_Goal_.
Go through the listing and copy each line with the string "html".
[Data section start]
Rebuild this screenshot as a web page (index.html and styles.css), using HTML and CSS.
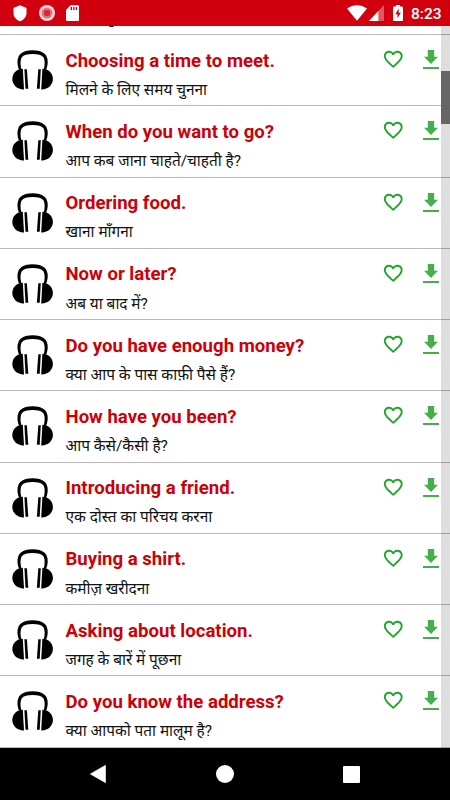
FILE: index.html
```
<!DOCTYPE html>
<html lang="hi">
<head>
    <meta charset="UTF-8">
    <meta name="viewport" content="width=device-width, initial-scale=1.0">
    <title>Conversations</title>
    <link rel="stylesheet" href="styles.css">
</head>
<body>
<!-- icons -->
<svg class="sprite" width="0" height="0">
    <symbol id="headphones" viewBox="0 0 42 40">
        <path d="M7 19.800C5.200 15.500 4.800 10.500 6.600 6.600C6.900 5.400 7.600 5 8.300 4C11.500 1 15.500.2 20.600.2S29.700 1 32.900 4C33.600 5 34.300 5.400 34.600 6.600C36.400 10.500 36 15.500 34.200 19.800L31.900 18.900C33 14.500 33 10.800 31.600 7.600C29.500 5 26 4.100 20.600 4.100S11.700 5 9.600 7.600C8.200 10.800 8.200 14.500 9.300 18.900Z"/>
        <path d="M10.800 18.700C4.800 18.700.3 23 .3 29C.3 35 5.500 39.700 12 39.400Z"/>
        <path d="M30.400 18.700C36.400 18.700 40.900 23 40.900 29C40.900 35 35.700 39.700 29.200 39.400Z"/>
        <path d="M12.400 19.200L14.900 19.200L16.300 38.700L13.500 38.700Z"/>
        <path d="M28.800 19.200L26.300 19.200L24.900 38.700L27.700 38.700Z"/>
    </symbol>
    <symbol id="heart" viewBox="0 0 24 24">
        <path d="M16.500 3c-1.740 0-3.410.81-4.500 2.090C10.910 3.810 9.240 3 7.500 3 4.420 3 2 5.420 2 8.500c0 3.780 3.400 6.860 8.550 11.540L12 21.350l1.450-1.320C18.600 15.360 22 12.280 22 8.500 22 5.420 19.580 3 16.500 3zm-4.400 15.550l-.1.100-.1-.1C7.140 14.240 4 11.390 4 8.500 4 6.500 5.500 5 7.500 5c1.540 0 3.040.99 3.570 2.360h1.870C13.460 5.990 14.960 5 16.500 5c2 0 3.500 1.500 3.500 3.500 0 2.890-3.140 5.740-7.900 10.050z"/>
    </symbol>
    <symbol id="download" viewBox="0 0 16 19">
        <path d="M4.800 0h6.400v6.800H15L8 14 1 6.800h3.800z"/>
        <path d="M0 17h16v2H0z"/>
    </symbol>
</svg>

<div class="screen">
    <div class="status-bar">
        <div class="status-left">
            <svg width="14" height="17" viewBox="0 0 14 17"><path d="M7 .3L13.500 3v5c0 4-2.700 6.800-6.500 8.300C3.200 14.800.5 12 .5 8V3z" fill="#fff"/></svg>
            <svg width="16" height="16" viewBox="0 0 16 16"><circle cx="8" cy="8" r="8" fill="#fff" opacity=".85"/><circle cx="8" cy="8" r="5.500" fill="#e27480"/><circle cx="8" cy="8" r="3.200" fill="#d6293a"/></svg>
            <svg width="13" height="16" viewBox="0 0 13 16"><path d="M4.500.3H12a1 1 0 0 1 1 1V15a1 1 0 0 1-1 1H1a1 1 0 0 1-1-1V5z" fill="#fff"/><path d="M4.600 2h1.400v3H4.600zM7.200 2h1.400v3H7.200zM9.800 2h1.400v3H9.800z" fill="#d0000f"/></svg>
        </div>
        <div class="status-right">
            <svg width="20" height="16" viewBox="0 0 20 16"><path d="M0 3.600C6-1 14-1 20 3.600L10 15.800z" fill="#fff"/></svg>
            <svg class="signal" width="15" height="16" viewBox="0 0 15 16"><path d="M15 0v16H0z" fill="#fff" opacity=".35"/><path d="M9.300 6v10H0z" fill="#fff"/></svg>
            <svg class="battery" width="10" height="16" viewBox="0 0 10 16"><path d="M3 0h4v1.500h2a1 1 0 0 1 1 1V15a1 1 0 0 1-1 1H1a1 1 0 0 1-1-1V2.500a1 1 0 0 1 1-1h2z" fill="#fff"/><path d="M5.700 3.600L2.300 9.300h2.200v4L7.800 7.800H5.700z" fill="#d0000f"/></svg>
            <span class="clock">8:23</span>
        </div>
    </div>

    <div class="list">
        <div class="rows">
            <div class="row row-cut"><div class="hindi">&nbsp;ु</div></div>
            <div class="row">
                <svg class="phones"><use href="#headphones"/></svg>
                <div class="text"><div class="title">Choosing a time to meet.</div><div class="hindi">मिलने के लिए समय चुनना</div></div>
                <svg class="heart"><use href="#heart"/></svg>
                <svg class="download"><use href="#download"/></svg>
            </div>
            <div class="row">
                <svg class="phones"><use href="#headphones"/></svg>
                <div class="text"><div class="title">When do you want to go?</div><div class="hindi">आप कब जाना चाहते/चाहती है?</div></div>
                <svg class="heart"><use href="#heart"/></svg>
                <svg class="download"><use href="#download"/></svg>
            </div>
            <div class="row">
                <svg class="phones"><use href="#headphones"/></svg>
                <div class="text"><div class="title">Ordering food.</div><div class="hindi">खाना माँगना</div></div>
                <svg class="heart"><use href="#heart"/></svg>
                <svg class="download"><use href="#download"/></svg>
            </div>
            <div class="row">
                <svg class="phones"><use href="#headphones"/></svg>
                <div class="text"><div class="title">Now or later?</div><div class="hindi">अब या बाद में?</div></div>
                <svg class="heart"><use href="#heart"/></svg>
                <svg class="download"><use href="#download"/></svg>
            </div>
            <div class="row">
                <svg class="phones"><use href="#headphones"/></svg>
                <div class="text"><div class="title">Do you have enough money?</div><div class="hindi">क्या आप के पास काफ़ी पैसे हैं?</div></div>
                <svg class="heart"><use href="#heart"/></svg>
                <svg class="download"><use href="#download"/></svg>
            </div>
            <div class="row">
                <svg class="phones"><use href="#headphones"/></svg>
                <div class="text"><div class="title">How have you been?</div><div class="hindi">आप कैसे/कैसी है?</div></div>
                <svg class="heart"><use href="#heart"/></svg>
                <svg class="download"><use href="#download"/></svg>
            </div>
            <div class="row">
                <svg class="phones"><use href="#headphones"/></svg>
                <div class="text"><div class="title">Introducing a friend.</div><div class="hindi">एक दोस्त का परिचय करना</div></div>
                <svg class="heart"><use href="#heart"/></svg>
                <svg class="download"><use href="#download"/></svg>
            </div>
            <div class="row">
                <svg class="phones"><use href="#headphones"/></svg>
                <div class="text"><div class="title">Buying a shirt.</div><div class="hindi">कमीज़ खरीदना</div></div>
                <svg class="heart"><use href="#heart"/></svg>
                <svg class="download"><use href="#download"/></svg>
            </div>
            <div class="row">
                <svg class="phones"><use href="#headphones"/></svg>
                <div class="text"><div class="title">Asking about location.</div><div class="hindi">जगह के बारें में पूछना</div></div>
                <svg class="heart"><use href="#heart"/></svg>
                <svg class="download"><use href="#download"/></svg>
            </div>
            <div class="row">
                <svg class="phones"><use href="#headphones"/></svg>
                <div class="text"><div class="title">Do you know the address?</div><div class="hindi">क्या आपको पता मालूम है?</div></div>
                <svg class="heart"><use href="#heart"/></svg>
                <svg class="download"><use href="#download"/></svg>
            </div>
        </div>
        <div class="scrollbar"><div class="thumb"></div></div>
    </div>

    <div class="nav-bar">
        <svg width="16" height="18" viewBox="0 0 16 18"><path d="M15.500.3v17.400L.3 9z" fill="#fff" stroke="#fff" stroke-width=".6" stroke-linejoin="round"/></svg>
        <svg width="18" height="18" viewBox="0 0 18 18"><circle cx="9" cy="9" r="9" fill="#fff"/></svg>
        <svg width="17" height="17" viewBox="0 0 17 17"><rect width="17" height="17" rx="1" fill="#fff"/></svg>
    </div>
</div>
</body>
</html>
```
FILE: styles.css
```
* {
    box-sizing: border-box;
}
body {
    margin: 0;
    background: #fff;
    font-family: Roboto, "Noto Sans", "Noto Sans Devanagari", sans-serif;
}
.sprite {
    position: absolute;
}
.screen {
    display: flex;
    flex-direction: column;
    width: 450px;
    height: 800px;
    overflow: hidden;
}
.status-bar {
    display: flex;
    justify-content: space-between;
    flex: none;
    height: 26px;
    padding: 5px 8px 0 13px;
    background: #d0000f;
    color: #fff;
}
.status-left, .status-right {
    display: flex;
    align-items: flex-start;
}
.status-left {
    gap: 11.500px;
}
.signal {
    margin-left: 2px;
}
.battery {
    margin-left: 9px;
}
.clock {
    width: 31px;
    margin-left: 8px;
    font-size: 15.500px;
    font-weight: 500;
    line-height: 18px;
    white-space: nowrap;
}
.list {
    position: relative;
    height: 722px;
    overflow: hidden;
}
.row {
    display: flex;
    align-items: flex-start;
    height: 71.250px;
    padding-left: 12px;
    border-bottom: 1px solid #b8b8b8;
}
.row-cut {
    align-items: flex-end;
    height: 9px;
    padding: 0 0 4px 110px;
}
.phones {
    flex: none;
    width: 42px;
    height: 40px;
    margin-top: 15px;
}
.text {
    flex: 1;
    padding: 13.600px 0 0 11.500px;
    white-space: nowrap;
}
.title {
    color: #cc0007;
    font-size: 18.600px;
    font-weight: bold;
    line-height: 24px;
}
.hindi {
    margin-top: 5.400px;
    color: #111;
    font-size: 15.400px;
    line-height: 24px;
}
.heart {
    flex: none;
    width: 22.500px;
    height: 22.500px;
    margin-top: 13.200px;
    fill: #1fa52b;
}
.download {
    flex: none;
    width: 16px;
    height: 19px;
    margin: 15px 11px 0 19px;
    fill: #45af4b;
}
/* scrollbar lies over the right edge of the rows */
.scrollbar {
    position: absolute;
    top: 0;
    right: 0;
    width: 9px;
    height: 100%;
    padding-top: 45px;
    background: rgba(0, 0, 0, .13);
}
.thumb {
    height: 53px;
    background: #666;
}
.nav-bar {
    display: flex;
    flex: 1;
    align-items: center;
    justify-content: space-between;
    padding: 0 90px;
    background: #000;
}
```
[Data section end]
_Correct answer_.
Rebuild this screenshot as a web page (index.html and styles.css), using HTML and CSS.
FILE: index.html
<!DOCTYPE html>
<html lang="hi">
</html>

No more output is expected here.